MD: I think you’re one of the few poets who
reaches out to non-Western traditions.
AW:
And it’s showing in this disjunct with the Muslim
world. People forget that
Indonesia
is 90 percent Muslim. People do not know the difference between Hinduism,
Islam,
or Buddhism. We have ambassadors who go to places in
other parts of the world,
who
have no connection to the culture, who never even think of studying the language
or
reading a book about where they are. How to dress, how to
conduct yourself. I went to
Nepal
and the ambassador’s house was the best house in the place, with these beggars
outside.

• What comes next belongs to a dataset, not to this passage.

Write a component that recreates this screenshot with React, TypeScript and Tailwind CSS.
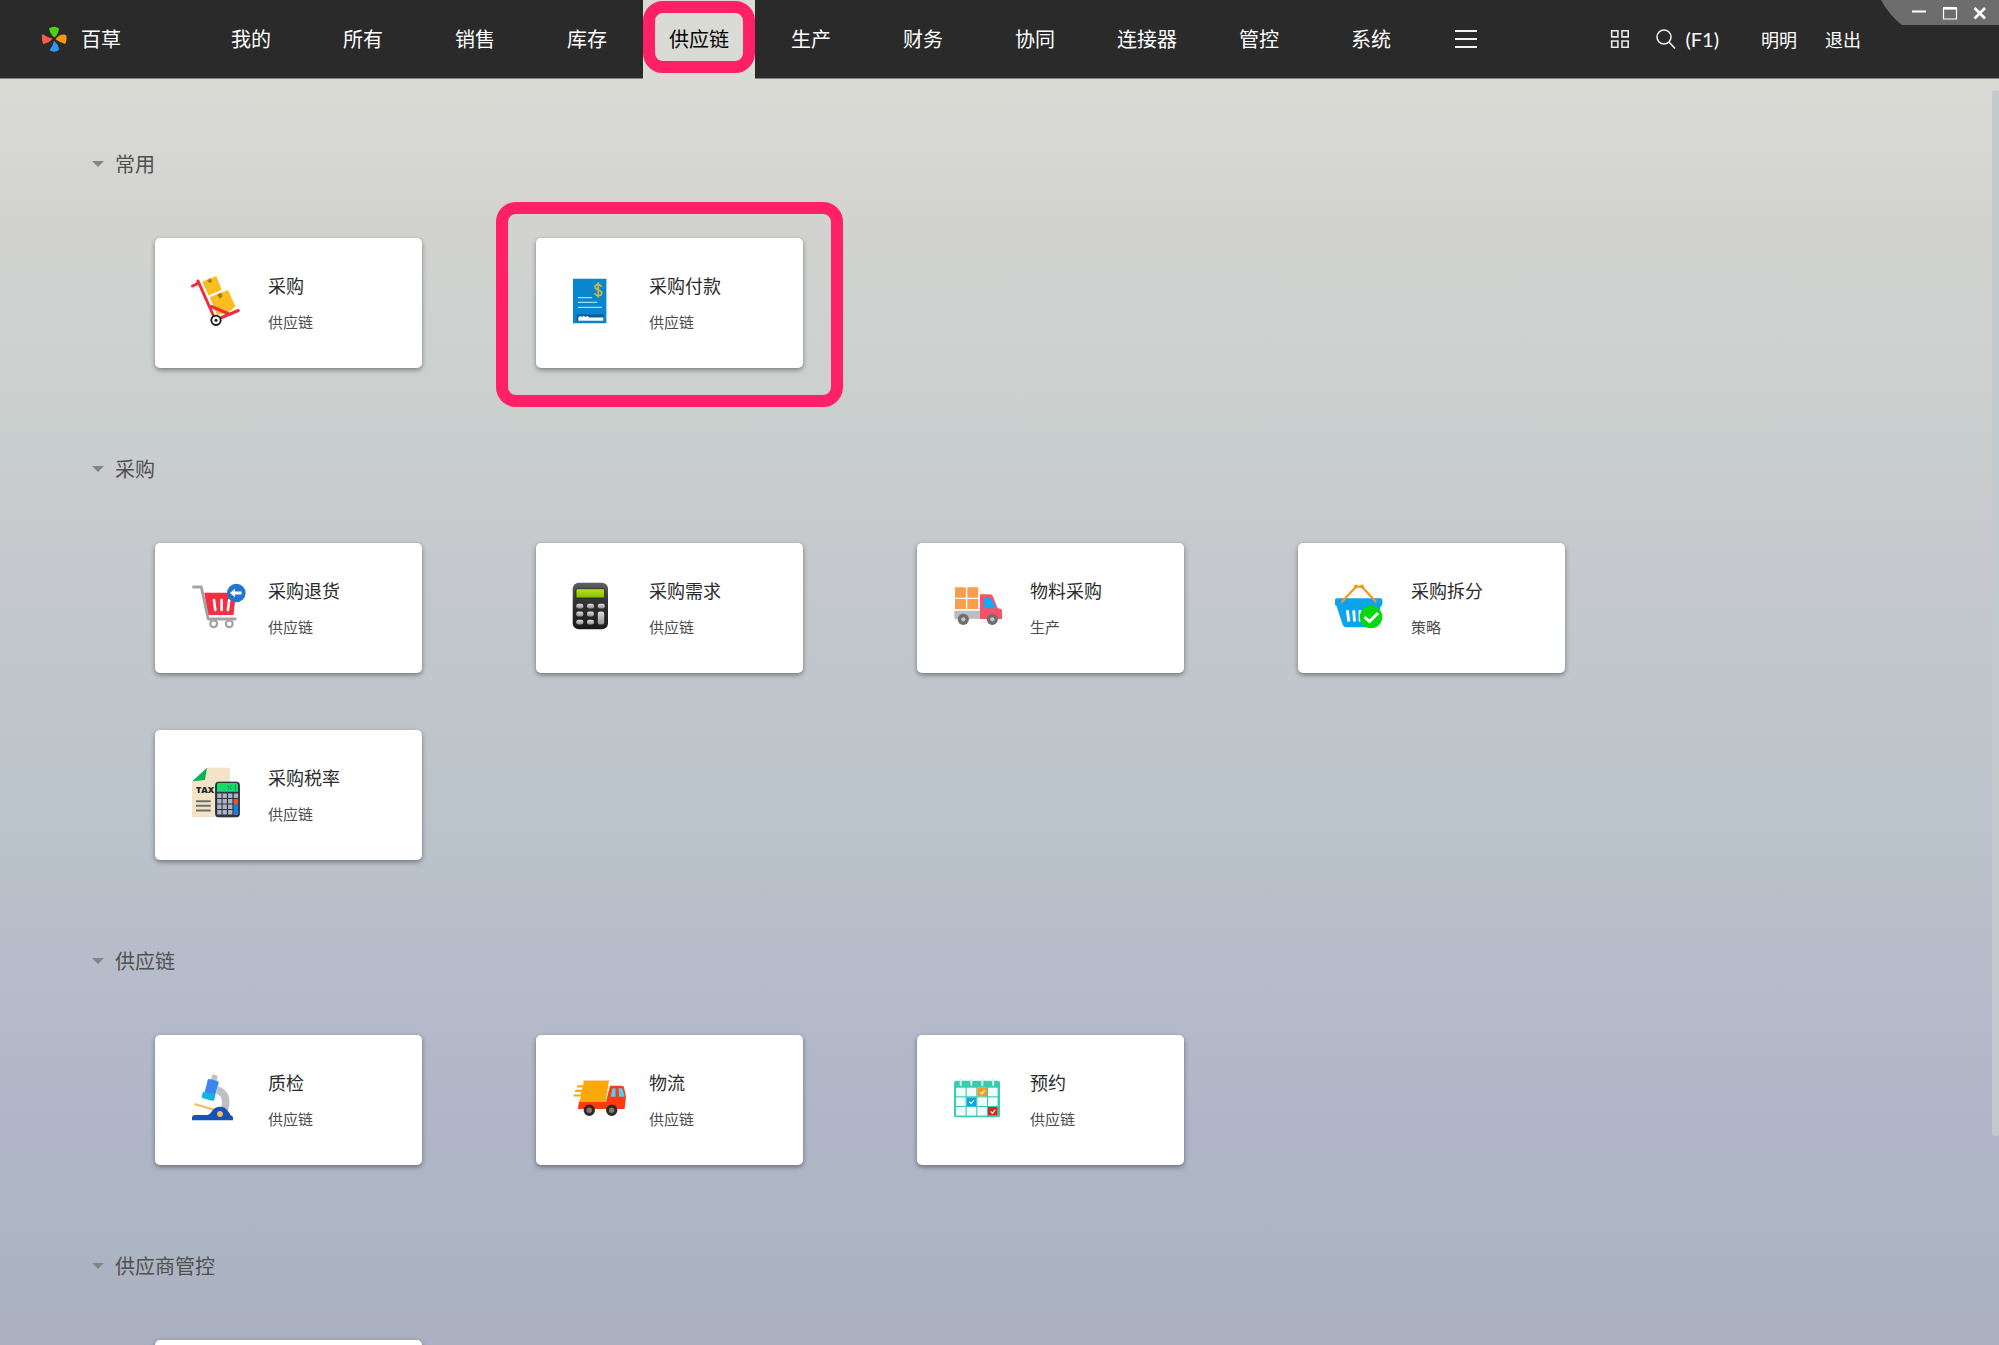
import type { ReactNode } from "react";

const NAV = ["我的", "所有", "销售", "库存", "供应链", "生产", "财务", "协同", "连接器", "管控", "系统"];
const ACTIVE = "供应链";

function Svg({ children }: { children: ReactNode }) {
  return (
    <svg viewBox="0 0 60 60" className="mb-1 size-[60px] shrink-0" fill="none" aria-hidden="true">
      {children}
    </svg>
  );
}

function DollyIcon() {
  return (
    <Svg>
      <path d="M14.3 10.7 28.3 5l5.4 13.7L20.5 24.5z" fill="#fbbd1f" />
      <path d="M21.8 26.3 40 19l7.5 16.5L41 41l-12 3z" fill="#fbbd1f" />
      <path d="m19 8.9 4-1.6 1 3.6-2.6 1.2z" fill="#b07a10" />
      <path d="m29 23.6 4.4-1.8 1.2 4-3.2 1.8z" fill="#b07a10" />
      <path d="M4.5 15 9.6 12.6 10 10l16 36M33.7 46.5 50.3 39.5M23.5 35.5 41 43" stroke="#ee2e3e" strokeWidth="3" strokeLinecap="round" strokeLinejoin="round" />
      <circle cx="28" cy="49.3" r="4.7" fill="#fff" stroke="#161616" strokeWidth="1.8" />
      <circle cx="28" cy="49.3" r="1.5" fill="#161616" />
    </Svg>
  );
}

function BillIcon() {
  return (
    <Svg>
      <path d="M4 7.7h33.4v44.6H4z" fill="#0a86cf" />
      <path d="M32.4 15.8c-.4-1.5-1.6-2.3-3.2-2.3-1.9 0-3.2 1-3.2 2.6 0 3.6 6.7 2 6.7 5.800 0 1.700-1.500 2.700-3.400 2.700-1.800 0-3.200-.9-3.600-2.500M29.300 11.300v15.200" stroke="#d6bb35" strokeWidth="1.600" />
      <path d="M9 26.700h14M9 31.300h19M9 36.300h24" stroke="#9fdcf5" strokeWidth="1.200" />
      <path d="M7.700 43.300h27.100v6.900H7.700z" fill="#05609b" />
      <path d="M9.300 49.800v-3.300l2-1.500 1.500 1 2-1.200 1.500 1.300 2-1 2 1.500h14v3.200z" fill="#fff" />
    </Svg>
  );
}

function CartReturnIcon() {
  return (
    <Svg>
      <path d="M16.300 16.700H48L45.500 39H20z" fill="#f62f43" />
      <path d="M26 24l1.300 10M33.600 24v10M41.200 24l-1.300 10" stroke="#fff" strokeWidth="2.600" strokeLinecap="round" />
      <path d="M5.500 11h7.800l6.900 32h27" stroke="#a3a3a6" strokeWidth="2.800" strokeLinecap="round" strokeLinejoin="round" />
      <circle cx="25.700" cy="47.700" r="3.400" fill="#fff" stroke="#a3a3a6" strokeWidth="2.200" />
      <circle cx="41.300" cy="47.700" r="3.400" fill="#fff" stroke="#a3a3a6" strokeWidth="2.200" />
      <circle cx="48.300" cy="17" r="9.300" fill="#2276cf" />
      <path d="m42 17 5-4.300v2.700h6.500v3.200H47v2.700z" fill="#fff" />
    </Svg>
  );
}

function CalculatorIcon() {
  return (
    <Svg>
      <defs>
        <linearGradient id="calc-body" x1="0" y1="0" x2="0" y2="1">
          <stop offset="0" stopColor="#606060" />
          <stop offset=".4" stopColor="#333" />
          <stop offset="1" stopColor="#191919" />
        </linearGradient>
        <linearGradient id="calc-key" x1="0" y1="0" x2="0" y2="1">
          <stop offset="0" stopColor="#ddd" />
          <stop offset="1" stopColor="#8f8f8f" />
        </linearGradient>
        <linearGradient id="calc-screen" x1="0" y1="0" x2="0" y2="1">
          <stop offset="0" stopColor="#b9e51c" />
          <stop offset="1" stopColor="#86bd00" />
        </linearGradient>
      </defs>
      <rect x="3.700" y="6.700" width="35.300" height="46.600" rx="6" fill="url(#calc-body)" />
      <rect x="7" y="12.700" width="28.600" height="9.300" rx="1.500" fill="url(#calc-screen)" stroke="#222" strokeWidth=".8" />
      {[27.7, 35.6, 43.8].map((y) =>
        [7.3, 18, 28.8].map((x) =>
          x > 28 && y > 30 ? null : (
            <rect key={`${x}-${y}`} x={x} y={y} width="7" height="4.800" rx="2" fill="url(#calc-key)" />
          )
        )
      )}
      <rect x="28.800" y="35.600" width="6.400" height="13" rx="2.200" fill="url(#calc-key)" />
    </Svg>
  );
}

function MaterialTruckIcon() {
  return (
    <Svg>
      <path d="M5 11.300h10.900v10.400H5zM17.300 11.300h10.900v10.400H17.300zM5 23.100h10.900v10H5zM17.300 23.100h10.900v10H17.300z" fill="#fb9d4b" />
      <path d="M4.300 34.700H30v8.200H4.300z" fill="#bdbdbd" />
      <path d="M30 18.300h10.300q1.600 0 2.300 1.500l5 12.200 3.400 1q1 .4 1 1.400v8.500H30z" fill="#f9516a" />
      <path d="M33.700 21.700h6.600l6.200 10.600H33.700z" fill="#12a9f5" />
      <circle cx="13.300" cy="43.300" r="5.600" fill="#6f6f70" />
      <circle cx="13.300" cy="43.300" r="2.100" fill="#c5c5c5" />
      <circle cx="42.300" cy="43.300" r="5.600" fill="#6f6f70" />
      <circle cx="42.300" cy="43.300" r="2.100" fill="#c5c5c5" />
    </Svg>
  );
}

function BasketIcon() {
  return (
    <Svg>
      <path d="M4 24q0-1.700 1.700-1.700h44q1.700 0 1.700 1.700v4q0 1.700-1.500 2L44 49q-.6 2.300-3 2.300H15.500q-3 0-3.700-2.300L5.500 30Q4 29.700 4 28z" fill="#0da4ee" />
      <path d="m16.300 34.300 1.500 11.200M22.700 34.300l.8 11.200M29 34.300v11.200" stroke="#fff" strokeWidth="2.800" />
      <path d="M11 25.700 25 10.700h6l13.700 15" stroke="#ee9a1c" strokeWidth="2.200" strokeLinecap="round" strokeLinejoin="round" />
      <circle cx="25" cy="10.500" r="2" fill="#ee9a1c" />
      <circle cx="31" cy="10.500" r="2" fill="#ee9a1c" />
      <circle cx="40" cy="41" r="11.300" fill="#04d90f" />
      <path d="m33.500 41 5 4.500 8.500-8.500" stroke="#fff" strokeWidth="3" />
    </Svg>
  );
}

function TaxIcon() {
  return (
    <Svg>
      <path d="M4 18.500 18.500 4.700H42V54H4z" fill="#f3e4c8" />
      <path d="M4.300 18.300 19 4.700 17 17z" fill="#0cb259" />
      <text x="8" y="29.500" fontSize="9" fontWeight="800" fontFamily="Open Sans, sans-serif" fill="#242424">
        TAX
      </text>
      <path d="M8 38.300h14.700M8 42.800h14.700M8 47.400h14.700" stroke="#6d6d6d" strokeWidth="2" />
      <rect x="27.700" y="19.200" width="23.600" height="34.600" rx="2.500" fill="#2c3440" stroke="#1b2430" />
      <path d="M29 21.500q0-1.500 1.500-1.500h18q1.500 0 1.500 1.500V28.700H29z" fill="#18dc6a" />
      <path d="m39.500 22.500 4 4m0-4-4 4M47.500 21.800v5.400" stroke="#0c8f44" />
      {[30.5, 36, 41.5, 47].map((y) =>
        [29.2, 34.6, 40.1, 45.8].map((x) => (
          <rect key={`${x}-${y}`} x={x} y={y} width="4.300" height="4.500" fill="#aeb3c4" />
        ))
      )}
      <path d="M45.800 36h4.300v4.500h-4.300z" fill="#f4511e" />
      <path d="M45.800 41.500h4.300v10h-4.300z" fill="#1e7be6" />
    </Svg>
  );
}

function MicroscopeIcon() {
  return (
    <Svg>
      <path d="M29 22q9 2.500 8.700 13 0 5-3.700 9.500" stroke="#bfc0c3" strokeWidth="7.500" />
      <path d="m24.500 6.300 5.300 1.500-1.400 5.500-5.600-1.500z" fill="#bfc0c3" />
      <path d="M19.700 12q.4-1.500 1.900-1l7.900 2q1.600.5 1.200 2l-3.700 12.500-10.700-2z" fill="#3c87ef" />
      <path d="m15 23.800 12.300 3-.9 4.700q-.4 1.500-1.900 1.200l-9.500-2.500q-1.500-.4-1.200-2z" fill="#12b4e4" />
      <path d="m7.300 36.300 21.500 6.200" stroke="#f5bb5b" strokeWidth="2.200" strokeLinecap="round" />
      <path d="M4 50q0-3 3-3h11.500q3.500 0 5.500-4 3-4.300 8-4.300t8 4.300q2 4 5 6v3.300H4z" fill="#1653b4" />
      <circle cx="32" cy="46" r="2.900" fill="#f5bb5b" />
    </Svg>
  );
}

function DeliveryVanIcon() {
  return (
    <Svg>
      <path d="M14.500 12.500H40l-3.500 21.500H10L12 28.500H4.500l.6-2h6.500l.6-2.500H5.800l.7-2.200h6.500l.6-2.400H7.700l.7-2.200h6z" fill="#fba80c" />
      <path d="M10 34h27l4-16.300h12q1.500 0 2 1.500l2 9.500-1.400 12.300H8.800z" fill="#fb3c10" />
      <path d="m43.300 20.500 3.200-.3v8.500h-4.700zM49.500 20.200h3.700l2.600 8.500h-5.600z" fill="#4fd0f2" />
      <circle cx="20.300" cy="42.300" r="4.200" fill="#8e7468" stroke="#2c2b2b" strokeWidth="3" />
      <circle cx="42.700" cy="42.300" r="4.200" fill="#8e7468" stroke="#2c2b2b" strokeWidth="3" />
    </Svg>
  );
}

function CalendarIcon() {
  return (
    <Svg>
      <rect x="4" y="12.700" width="46" height="36.500" rx="2" fill="#38cbad" />
      {[19.7, 29.4, 39].map((y) =>
        [6, 16.7, 27.4, 38].map((x) => (
          <rect key={`${x}-${y}`} x={x} y={y} width="9.600" height="8.600" fill="#f1fbff" />
        ))
      )}
      <path d="M27.400 19.700H37v8.600h-9.600z" fill="#f39a17" />
      <path d="M16.700 29.400h9.600V38h-9.600z" fill="#10a3de" />
      <path d="M38 39h9.600v8.600H38z" fill="#d9251f" />
      <path d="m30 24 1.700 2 3-3.700M19.300 33.700l1.700 2 3-3.700M40.700 43.300l1.700 2 3-3.700" stroke="#fff" strokeWidth="1.100" />
      <path d="M10.700 11v6M21.300 11v6M32.300 11v6M43.200 11v6" stroke="#d5f3ec" strokeWidth="2" strokeLinecap="round" />
    </Svg>
  );
}

type Item = { title: string; group: string; icon: ReactNode; marked?: boolean };
type Section = { name: string; items: Item[] };

const SECTIONS: Section[] = [
  {
    name: "常用",
    items: [
      { title: "采购", group: "供应链", icon: <DollyIcon /> },
      { title: "采购付款", group: "供应链", icon: <BillIcon />, marked: true },
    ],
  },
  {
    name: "采购",
    items: [
      { title: "采购退货", group: "供应链", icon: <CartReturnIcon /> },
      { title: "采购需求", group: "供应链", icon: <CalculatorIcon /> },
      { title: "物料采购", group: "生产", icon: <MaterialTruckIcon /> },
      { title: "采购拆分", group: "策略", icon: <BasketIcon /> },
      { title: "采购税率", group: "供应链", icon: <TaxIcon /> },
    ],
  },
  {
    name: "供应链",
    items: [
      { title: "质检", group: "供应链", icon: <MicroscopeIcon /> },
      { title: "物流", group: "供应链", icon: <DeliveryVanIcon /> },
      { title: "预约", group: "供应链", icon: <CalendarIcon /> },
    ],
  },
  { name: "供应商管控", items: [{ title: "", group: "", icon: null }] },
];

function Card({ item }: { item: Item }) {
  return (
    <div className="relative">
      <button
        type="button"
        className="flex h-[130px] w-full items-center gap-5 rounded-[5px] bg-white pl-[33px] text-left shadow-[0_2px_5px_rgba(0,0,0,0.4)]"
      >
        {item.icon}
        <span className="flex flex-col gap-3">
          <span className="text-[18px] leading-[26px] text-[#2b2b2b]">{item.title}</span>
          <span className="text-[15px] leading-6 text-[#4c4c4c]">{item.group}</span>
        </span>
      </button>
      {item.marked && (
        <div className="pointer-events-none absolute -inset-x-10 -top-9 -bottom-[39px] rounded-[20px] border-12 border-[#ff2068]" />
      )}
    </div>
  );
}

function Header() {
  return (
    <header className="relative flex h-[79px] shrink-0 items-stretch border-b border-[#858585] bg-[#2a2a2a] text-white">
      <a href="#" className="flex w-[195px] items-center gap-[14px] pl-[41px] text-[20px]">
        <svg viewBox="0 0 26 26" className="size-[26px]" aria-hidden="true">
          <path d="M8 2.500Q13-1 18 2.500 17.500 8 13.500 11.500 9.500 9 8 2.500z" fill="#4ad30e" />
          <path d="M25 9q1.500 4.500-.8 9-4.500-1.500-9.700-4.500Q19 7 25 9z" fill="#fb960d" />
          <path d="M8.500 24q4.500 3.500 9.500 0-.5-6-5-9-1 5-4.500 9z" fill="#2d9bf5" />
          <path d="M1.500 8q-1.500 5 .8 10Q8 17 11.500 12.500 6 11.500 1.500 8z" fill="#fa5d45" />
        </svg>
        百草
      </a>
      <nav className="flex">
        {NAV.map((n) =>
          n === ACTIVE ? (
            <button key={n} type="button" className="relative -mb-px w-28 bg-[#dadbd5] pb-px text-[20px] text-black">
              {n}
              <span className="pointer-events-none absolute inset-x-0 top-px h-[72px] rounded-[20px] border-12 border-[#ff2068]" />
            </button>
          ) : (
            <button key={n} type="button" className="w-28 text-[20px]">
              {n}
            </button>
          )
        )}
        <button type="button" aria-label="更多" className="flex w-[78px] items-center justify-center">
          <svg viewBox="0 0 24 20" className="h-5 w-6" stroke="#f2f2f2" strokeWidth="2" aria-hidden="true">
            <path d="M1 2h22M1 10h22M1 18h22" />
          </svg>
        </button>
      </nav>
      <div className="ml-auto flex items-center pr-[138px] text-[18px]">
        <button type="button" aria-label="应用" className="mr-[26px]">
          <svg viewBox="0 0 20 20" className="size-5" fill="none" stroke="#e8e8e8" strokeWidth="1.600" aria-hidden="true">
            <path d="M1.700 1.700h6.200v6.200H1.700zM12 1.700h6.200v6.200H12zM1.700 12h6.200v6.200H1.700zM12 12h6.200v6.200H12z" />
          </svg>
        </button>
        <button type="button" className="mr-[42px] flex items-center gap-[9px]">
          <svg viewBox="0 0 20 20" className="size-5" fill="none" stroke="#f2f2f2" strokeWidth="1.500" aria-hidden="true">
            <circle cx="8" cy="8" r="7" />
            <path d="m13 13 6 6.500" />
          </svg>
          <span className="font-[Lato] text-[20px]">(F1)</span>
        </button>
        <button type="button" className="mr-7">明明</button>
        <button type="button">退出</button>
      </div>
      <div className="absolute top-0 right-0">
        <svg viewBox="0 0 118 25" className="block h-[25px] w-[118px]" fill="none" aria-hidden="true">
          <path d="M0 0h118v25H21Q8 15 0 0z" fill="#6d6d6d" />
          <path d="M31 11.500h14" stroke="#fff" strokeWidth="2" />
          <path d="M62.500 8v11h13V8" stroke="#fff" strokeWidth="1.200" />
          <path d="M62 8.300h14" stroke="#fff" strokeWidth="2.600" />
          <path d="m93.500 8 10.500 10.500M104 8 93.500 18.500" stroke="#fff" strokeWidth="2.600" />
        </svg>
        <div className="absolute inset-0 flex justify-end gap-2 pr-1">
          <button type="button" aria-label="最小化" className="w-7" />
          <button type="button" aria-label="最大化" className="w-6" />
          <button type="button" aria-label="关闭" className="w-6" />
        </div>
      </div>
    </header>
  );
}

export default function App() {
  return (
    <div className="flex h-screen flex-col overflow-hidden bg-[linear-gradient(180deg,#dadbd5_6%,#d2d3d1_17%,#cbd0cf_30%,#c5c8cc_42%,#bcc5cb_58%,#b4bac9_75%,#b0b6c7_84%,#abb5c3_92%,#abb0c0_100%)] font-['Noto_Sans_CJK_SC',sans-serif]">
      <Header />
      <main className="relative min-h-0 flex-1 overflow-hidden pt-[71px] pl-[92px]">
        {SECTIONS.map((s) => (
          <section key={s.name} className="mb-[87px]">
            <h2>
              <button type="button" className="flex h-7 items-center gap-[11px] text-[20px] leading-7 text-[#505050]">
                <svg viewBox="0 0 12 6" className="h-[6px] w-3" fill="#858585" aria-hidden="true">
                  <path d="M0 0h12L6 6z" />
                </svg>
                {s.name}
              </button>
            </h2>
            <div className="mt-[60px] ml-[63px] grid grid-cols-[repeat(auto-fill,267px)] gap-x-[114px] gap-y-[57px] pr-[400px]">
              {s.items.map((i) => (
                <Card key={i.title} item={i} />
              ))}
            </div>
          </section>
        ))}
        <div className="absolute top-[11px] right-0 h-[1046px] w-[7px] rounded-full bg-[#c2c9cd]" />
      </main>
    </div>
  );
}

A complete disjunct from the country he’s
in, the town he’s in, the people, and
just living a fantasy of trekking. But the point is that there’s a strange,
western canon
dominance over how we think about things. I think Marxism doesn’t even look at
Asia.
I’m
trying to understand why that would
be, this sense of coming from Europe, even me
with my German ancestry—we all have our own narratives there. What I’m
afraid of is
that the culture coming in gets subsumed.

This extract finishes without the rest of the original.